Ok here's a quick update, the thought I had before on light... I was right. Light needs to be blocked because I'm starting to get algae. I will be posting pictures soon as my friend is back from the hospital! YAY!


----------



## Dr.Dro (Nov 22, 2007)

Ok that looks like a new and great idea but I just have one question, Would'nt the plant roots get light damage!
Dro:cool2:


----------



## Celebrity Bob (Nov 22, 2007)

Thats what I was saying, thats why you either add food coloring or *** a cover like the ones in a hydro system.


----------



## Celebrity Bob (Nov 27, 2007)

Ok well it looks like I have to start over because my friend and I had a falling out.

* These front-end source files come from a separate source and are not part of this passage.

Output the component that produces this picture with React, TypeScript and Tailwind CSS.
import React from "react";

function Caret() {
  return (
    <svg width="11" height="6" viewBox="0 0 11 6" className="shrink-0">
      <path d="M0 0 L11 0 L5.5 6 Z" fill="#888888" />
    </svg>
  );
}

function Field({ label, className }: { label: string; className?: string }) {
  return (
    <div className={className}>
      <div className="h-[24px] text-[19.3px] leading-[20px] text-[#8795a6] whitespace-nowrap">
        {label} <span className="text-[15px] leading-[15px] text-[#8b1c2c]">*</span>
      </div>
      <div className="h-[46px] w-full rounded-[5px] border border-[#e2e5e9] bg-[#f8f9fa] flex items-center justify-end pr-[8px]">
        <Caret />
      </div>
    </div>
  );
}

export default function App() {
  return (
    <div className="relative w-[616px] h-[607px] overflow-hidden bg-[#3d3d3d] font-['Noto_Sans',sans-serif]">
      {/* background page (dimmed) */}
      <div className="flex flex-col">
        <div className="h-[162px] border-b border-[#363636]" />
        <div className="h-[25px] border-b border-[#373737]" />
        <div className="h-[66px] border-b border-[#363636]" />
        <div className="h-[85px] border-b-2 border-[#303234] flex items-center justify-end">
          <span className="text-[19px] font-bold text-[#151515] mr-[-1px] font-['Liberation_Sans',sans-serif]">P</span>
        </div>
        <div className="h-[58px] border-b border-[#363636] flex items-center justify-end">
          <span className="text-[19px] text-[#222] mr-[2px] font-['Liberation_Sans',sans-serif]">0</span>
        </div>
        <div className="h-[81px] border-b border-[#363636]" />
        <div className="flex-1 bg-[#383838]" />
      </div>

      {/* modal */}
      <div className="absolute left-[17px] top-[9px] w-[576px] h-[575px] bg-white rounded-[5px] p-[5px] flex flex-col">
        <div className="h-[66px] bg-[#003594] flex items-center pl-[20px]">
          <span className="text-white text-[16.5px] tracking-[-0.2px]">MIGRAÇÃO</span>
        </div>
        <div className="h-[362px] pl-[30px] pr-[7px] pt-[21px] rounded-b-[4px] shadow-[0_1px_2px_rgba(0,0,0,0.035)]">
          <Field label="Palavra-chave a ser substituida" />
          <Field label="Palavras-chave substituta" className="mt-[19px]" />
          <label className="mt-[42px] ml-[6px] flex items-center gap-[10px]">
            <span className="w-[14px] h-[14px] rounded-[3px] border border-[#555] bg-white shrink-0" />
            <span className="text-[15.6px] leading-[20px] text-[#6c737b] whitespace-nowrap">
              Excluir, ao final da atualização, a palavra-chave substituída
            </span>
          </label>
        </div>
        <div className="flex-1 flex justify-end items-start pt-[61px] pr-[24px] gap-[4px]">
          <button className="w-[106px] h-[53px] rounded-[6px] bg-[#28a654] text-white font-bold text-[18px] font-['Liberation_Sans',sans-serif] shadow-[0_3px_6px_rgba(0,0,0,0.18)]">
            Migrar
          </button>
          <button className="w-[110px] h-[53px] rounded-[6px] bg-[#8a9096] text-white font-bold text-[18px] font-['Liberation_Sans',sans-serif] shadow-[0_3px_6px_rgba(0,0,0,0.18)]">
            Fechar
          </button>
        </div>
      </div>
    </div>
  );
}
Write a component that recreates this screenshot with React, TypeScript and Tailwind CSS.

So is life. Will be posting soon...


----------



## bombbudpuffa (Nov 28, 2007)

Thats too bad Bob.


----------



## Celebrity Bob (Nov 28, 2007)

Well now i can watch it more closely, got seeds germing now...


----------



## BeachWeed420 (Dec 3, 2007)

Good luck brotha


----------



## allgrownup (Dec 29, 2007)

updates? subscribed


----------



## tom-tom (Dec 29, 2007)

yes update us please 
i was curious as to the 1/4 nutes i was thinkin that might be a little 2 much i hope not tho please let us no how its goin i hope its nice and bushy now












HAPPY GROWIN TOM TOM
AND HAPPY NEW YEAR


----------